Alternate Weapons Lad pulled out a branch. He began playing with it
idly, the game seeming to have no point. They sat there in relative
silence for another half hour or so, and then AWLad pulled out a
wreath. Contempo Weapons Lad eyed his prize.

.o( I should make my move now -- quick! )  He reached across and stole
the sharp branch off of the doppelganger clown.

Alternative Weapons Lad piped up, "Now listen, I don't think --"

And then the branch went through him, straight through his monotone
grey vest. AWL paused, and then murmured, "I can only thank God for
this blessing."

Contempo Weapons Lad stood uneasily over his dead counterpart -- their
blood, after all, had been very, very thick. He paused, and then from
his own pocket, pulled out some paper.

He wrote sincerely on it, "To the world he was a puppet. To me, he was
a pumpkin."

He took a step towards the corpse, then slipped comically on a banana
peel. Suddenly, a world began to manifest itself around CWLad,
beginning from the bottom, and working its way up to the top. Right in
front of him appeared a giant squeezy tomato sauce bottle.
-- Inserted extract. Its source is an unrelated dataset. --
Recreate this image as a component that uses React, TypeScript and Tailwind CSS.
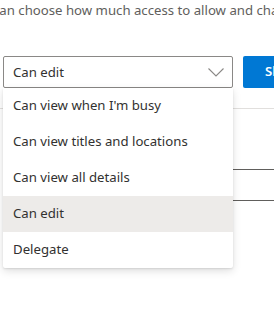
import React from "react";

const items = [
  "Can view when I'm busy",
  "Can view titles and locations",
  "Can view all details",
  "Can edit",
  "Delegate",
];

export default function App() {
  return (
    <div
      className="relative w-[274px] h-[330px] overflow-hidden bg-white text-[13.2px] text-[#323130]"
      style={{ fontFamily: '"Noto Sans", "Open Sans", sans-serif' }}
    >
      <p className="whitespace-nowrap ml-[-7px] leading-[20px] text-[#605e5c]">
        can choose how much access to allow and change it
      </p>

      <div className="mt-[36px] flex items-center pl-[3px]">
        <div className="flex h-[32px] w-[230px] shrink-0 items-center justify-between rounded-[2px] border border-[#8a8886] pl-[9px] pr-[8px]">
          <span className="leading-[20px]">Can edit</span>
          <svg width="16" height="9" viewBox="0 0 16 9" fill="none">
            <path d="M0.5 0.5 L8 8 L15.5 0.5" stroke="#8a8886" strokeWidth="1.1" />
          </svg>
        </div>
        <div className="ml-[10px] flex h-[32px] shrink-0 items-center rounded-[2px] bg-[#0078d4] pl-[22px] pr-[20px] font-semibold text-white">
          Share
        </div>
      </div>

      <div className="mt-[20px] h-px bg-[#e1dfdd]" />
      <div className="ml-[150px] mt-[60px] h-px bg-[#605e5c]" />
      <div className="ml-[150px] mt-[30px] h-px bg-[#605e5c]" />

      <div className="absolute left-[3px] top-[88px] w-[230px] rounded-b-[2px] bg-white shadow-[0_3px_8px_rgba(0,0,0,0.13),0_1px_2px_rgba(0,0,0,0.1)]">
        {items.map((it) => (
          <div
            key={it}
            className={`flex h-[36px] items-center pl-[10px] ${
              it === "Can edit" ? "bg-[#edebe9]" : ""
            }`}
          >
            {it}
          </div>
        ))}
      </div>
    </div>
  );
}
The bottle said, "Contempo Weapons Lad!" and then had to take a massive
breath. "What do you collect?"

There was a long silence, and CWLad moaned, "What is _wrong_ with this
abyss?!"

"Give me a squeeze!"

Contempo Weapons Lad walked away as calmly as he could, his sanity
beginning to reach its limit. He walked a long way, through a familiar
looking meadow, passing trees, rabbits, rocks, and even a chameleon.

There, in the middle of the field, was a massive diamond. CWLad picked
it up curiously, and moved it around, light bouncing off it in a
colourful chorus. His wits were almost overthrown by the glory.

.o( Now this is something you don't see very often... )

Suddenly, the diamond's brilliance was gone, the colour shot away like
a long-gone gunfighter. In his hand he held instead a brick. Contempo
Weapons Lad grimaced, and cursed, "Offal oats!"

He looked around the meadow sadly, looking for some way to quit.
Eventually, however, his gaze was drawn back to the stone. It was cold.
It was dead. It was even, he thought, a little bit pink.

He wandered further, and chanced upon a massive whole in the ground,
which smelt oddly sweet. Contempo Weapons Lad leaned forward, and took
off his left, and then his right, glove.

He began to slowly descend the chasm. When he reached the bottom, he
found himself gaping in wonder at a giant vegetable.

----------

Okay, I think that this thing's only saving grace is that it was better
than my first attempt.
However, it _can_ be viewed as a useful, education experience, from
which we learnt two things:

1. I need more practice at this sort of thing. Desperately.
2. One and a half hours is not nearly enough time to make this sort of
thing comprehendable.

For everyone who hasn't entered yet but is planning to, please, I
beseech you, keep that last one in mind.